What’s the conservative case against this state of affairs? Thanks to the SALT deduction, high-income households don’t bear the full burden of state and local taxes, which makes it easier for state and local governments to raise taxes. The backlash against tax hikes isn’t quite as severe as it would be in the absence of the SALT deduction. So if you’re a conservative who believes that state and local governments can be extraordinarily wasteful and inefficient, you might see curbing SALT as a good way to make taxpayers at the state and local level more sensitive to whether their tax dollars are being spent wisely.

Where conservatives go wrong, and where some of SALT’s liberal champions go wrong, too, is in believing that higher taxes will necessarily lead millionaires and billionaires in high-tax states, like New York and California, to move to low-tax states, such as Florida and Oklahoma.

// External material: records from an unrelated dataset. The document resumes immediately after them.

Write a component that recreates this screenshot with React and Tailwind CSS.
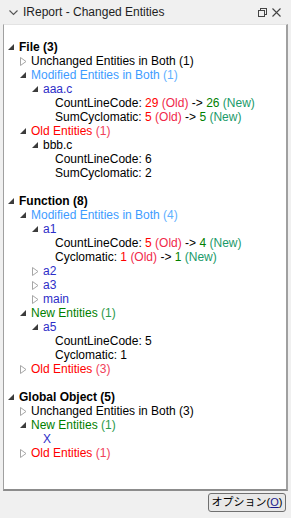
import React from "react";

const Exp = () => (
  <svg width="6" height="6" viewBox="0 0 6 6" className="shrink-0">
    <polygon points="6,0 6,6 0,6" fill="#3c3c3c" />
  </svg>
);
const Col = () => (
  <svg width="7" height="9" viewBox="0 0 7 9" className="shrink-0">
    <polygon points="0.5,0.5 6,4.5 0.5,8.5" fill="none" stroke="#a6a6a6" strokeWidth="1" />
  </svg>
);

const Row = ({ level, icon, children, bold }) => (
  <div
    className={"flex h-[14px] items-center whitespace-nowrap " + (bold ? "font-bold" : "")}
    style={{ paddingLeft: 4 + level * 12 }}
  >
    <span className="flex w-[11px] shrink-0 items-center">
      {icon === "e" ? <Exp /> : icon === "c" ? <Col /> : null}
    </span>
    <span>{children}</span>
  </div>
);

const R = ({ c }) => <span className="text-[#ff0000]">{c}</span>;
const RO = () => <span className="text-[#f0284a]">(Old)</span>;
const G = ({ c }) => <span className="text-[#008000]">{c}</span>;
const GN = () => <span className="text-[#1a9a6a]">(New)</span>;
const Blue = ({ c }) => <span className="text-[#2d2dc8]">{c}</span>;

const Mod = ({ n }) => (
  <span>
    <span className="text-[#3e9cff]">Modified Entities in Both </span>
    <span className="text-[#5fb0ff]">({n})</span>
  </span>
);
const Old = ({ n }) => (
  <span>
    <span className="text-[#ff0000]">Old Entities </span>
    <span className="text-[#f0405a]">({n})</span>
  </span>
);
const New = ({ n }) => (
  <span>
    <span className="text-[#008000]">New Entities </span>
    <span className="text-[#2a9a4a]">({n})</span>
  </span>
);

export default function App() {
  return (
    <div
      className="relative h-[518px] w-[291px] overflow-hidden bg-[#f0f0f0] text-[12px] text-black"
      style={{ fontFamily: '"Liberation Sans", Arial, "Noto Sans CJK JP", sans-serif' }}
    >
      <div className="flex h-[24px] items-center pl-[9px] pr-[10px]">
        <svg width="9" height="6" viewBox="0 0 9 6" className="mr-[5px] mt-[1px]">
          <polyline points="0.5,0.5 4.5,4.5 8.5,0.5" fill="none" stroke="#555" strokeWidth="1.1" />
        </svg>
        <span className="text-[#1e1e1e]">IReport - Changed Entities</span>
        <div className="ml-auto flex items-center gap-[5px]">
          <svg width="9" height="9" viewBox="0 0 9 9">
            <rect x="2.5" y="0.5" width="6" height="6" fill="none" stroke="#444" />
            <rect x="0.5" y="2.5" width="6" height="6" fill="#f0f0f0" stroke="#444" />
          </svg>
          <svg width="9" height="9" viewBox="0 0 9 9">
            <path d="M0.5 0.5 L8.5 8.5 M8.5 0.5 L0.5 8.5" stroke="#444" strokeWidth="1.1" />
          </svg>
        </div>
      </div>
      <div className="mx-[3px] h-[467px] border-l border-t border-l-[#a0a0a0] border-t-[#e3e3e3] border-r-[2px] border-r-[#a0a0a0] border-b-[2px] border-b-[#8c8c8c] bg-white pt-[15px]">
        <Row level={0} icon="e" bold>File (3)</Row>
        <Row level={1} icon="c">Unchanged Entities in Both (1)</Row>
        <Row level={1} icon="e"><Mod n={1} /></Row>
        <Row level={2} icon="e"><Blue c="aaa.c" /></Row>
        <Row level={3}>CountLineCode: <R c="29" /> <RO /> -&gt; <G c="26" /> <GN /></Row>
        <Row level={3}>SumCyclomatic: <R c="5" /> <RO /> -&gt; <G c="5" /> <GN /></Row>
        <Row level={1} icon="e"><Old n={1} /></Row>
        <Row level={2} icon="e">bbb.c</Row>
        <Row level={3}>CountLineCode: 6</Row>
        <Row level={3}>SumCyclomatic: 2</Row>
        <div className="h-[14px]" />
        <Row level={0} icon="e" bold>Function (8)</Row>
        <Row level={1} icon="e"><Mod n={4} /></Row>
        <Row level={2} icon="e"><Blue c="a1" /></Row>
        <Row level={3}>CountLineCode: <R c="5" /> <RO /> -&gt; <G c="4" /> <GN /></Row>
        <Row level={3}>Cyclomatic: <R c="1" /> <RO /> -&gt; <G c="1" /> <GN /></Row>
        <Row level={2} icon="c"><Blue c="a2" /></Row>
        <Row level={2} icon="c"><Blue c="a3" /></Row>
        <Row level={2} icon="c"><Blue c="main" /></Row>
        <Row level={1} icon="e"><New n={1} /></Row>
        <Row level={2} icon="e"><Blue c="a5" /></Row>
        <Row level={3}>CountLineCode: 5</Row>
        <Row level={3}>Cyclomatic: 1</Row>
        <Row level={1} icon="c"><Old n={3} /></Row>
        <div className="h-[14px]" />
        <Row level={0} icon="e" bold>Global Object (5)</Row>
        <Row level={1} icon="c">Unchanged Entities in Both (3)</Row>
        <Row level={1} icon="e"><New n={1} /></Row>
        <Row level={2}><Blue c="X" /></Row>
        <Row level={1} icon="c"><Old n={1} /></Row>
      </div>
      <div className="flex justify-end pr-[5px] pt-[2px]">
        <button className="flex h-[19px] w-[78px] items-center justify-center whitespace-nowrap rounded-[3px] border border-[#707070] bg-[#e8e8e8] text-[11px] leading-none text-black">
          オプション(<span className="text-[#1a1a8c] underline">O</span>)
        </button>
      </div>
    </div>
  );
}
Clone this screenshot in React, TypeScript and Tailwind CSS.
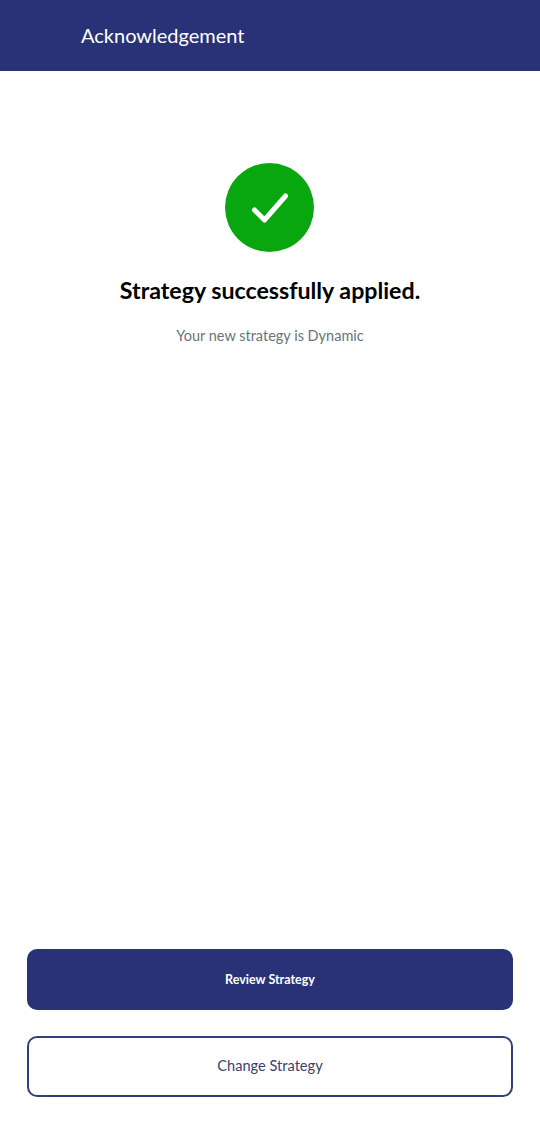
import React from 'react';

export default function App() {
  return (
    <div className="w-[540px] h-[1125px] bg-white flex flex-col font-['Lato',sans-serif]">
      {/* Header */}
      <div className="h-[71px] bg-[#2a3277] flex items-center pl-[81px] shrink-0">
        <span className="text-white text-[20px] mb-[1px]">Acknowledgement</span>
      </div>

      {/* Body */}
      <div className="flex-1 flex flex-col items-center pt-[92px]">
        <div className="w-[89px] h-[89px] mr-[1px] rounded-full bg-[#09a70f] flex items-center justify-center">
          <svg width="40" height="34" viewBox="0 0 40 34" fill="none">
            <path d="M4.5 19 L14.5 29 L35.5 5" stroke="white" strokeWidth="5" strokeLinecap="round" strokeLinejoin="round" />
          </svg>
        </div>
        <h1 className="mt-[20px] text-[23.2px] leading-[36px] font-bold text-black">Strategy successfully applied.</h1>
        <p className="mt-[18px] text-[14.5px] leading-[20px] text-[#69737d]">Your new strategy is Dynamic</p>
      </div>

      {/* Buttons */}
      <div className="flex flex-col gap-[26px] px-[27px] pb-[28px]">
        <button className="h-[61px] pt-[1px] rounded-[10px] bg-[#2a3277] text-white text-[12.5px] font-bold">Review Strategy</button>
        <button className="h-[61px] pb-[1px] rounded-[10px] border-2 border-[#363d7f] bg-white text-[#3a4070] text-[14.6px]">Change Strategy</button>
      </div>
    </div>
  );
}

Cristobal Young, a sociologist at Stanford, has found that it is extremely rare for high-income households to uproot themselves in the face of tax hikes, in part because most of America’s rich are “embedded elites,” who feel a strong connection to the cities and towns where they made their fortunes. Wall Street hedge funders and Silicon Valley entrepreneurs already pay through the nose to live in high-tax states, and getting rid of SALT isn’t going to have a drastic effect.

The egalitarian liberal case for ending SALT requires some explaining. The basic argument is that while high state and local taxes can finance redistribution at the state and local level, they by definition can’t finance programs that benefit poor people who live in other regions, including much poorer regions. State governments in poorer states could raise taxes to finance social programs, and they often do. But poorer states have less fiscal capacity than richer states. The same tax rates in both states will generate more revenue in the rich one than the poor one. To offer the same level of services, poor states have to impose higher taxes than rich states, which in turn might drive out affluent taxpayers, or prevent economic development from getting off the ground in the first place. And that’s why there’s a strong case for making redistribution the responsibility of the federal government, which can tax rich people and finance social programs in rich and poor regions alike.

The logical corollary of ending SALT would be to move toward federalizing social programs aimed at bettering the lives of the poor, such as Medicaid. In a similar vein, Congress could greatly expand the child credit and make it fully refundable, as the Democratic Sens. Michael Bennet and Sherrod Brown have recently proposed. One consequence of their proposal is that the federal government would provide an income floor for poor families with children, regardless of whether they live in rich states or poor states. Poor kids living in states with low levels of fiscal capacity would be the biggest beneficiaries by far. But taxpayers in poor states would benefit, too, as they’d be able to share more of the burden of ensuring that local kids have a healthier start in life with taxpayers in rich states.

Wouldn’t federalizing these social programs undermine the role of the states as laboratories of democracy? Not in the slightest. If anything, it would make American federalism more coherent, as the federal government would focus on what it does best—cutting checks, as it’s successfully done with Social Security for many decades—while leaving infrastructure and education largely in the hands of state and local governments. We could still see innovation at the state and local level. We’d ensure that poor people don’t get shortchanged just because they have the misfortune of living in a poor state. That’s something Republicans and Democrats should be able to get behind.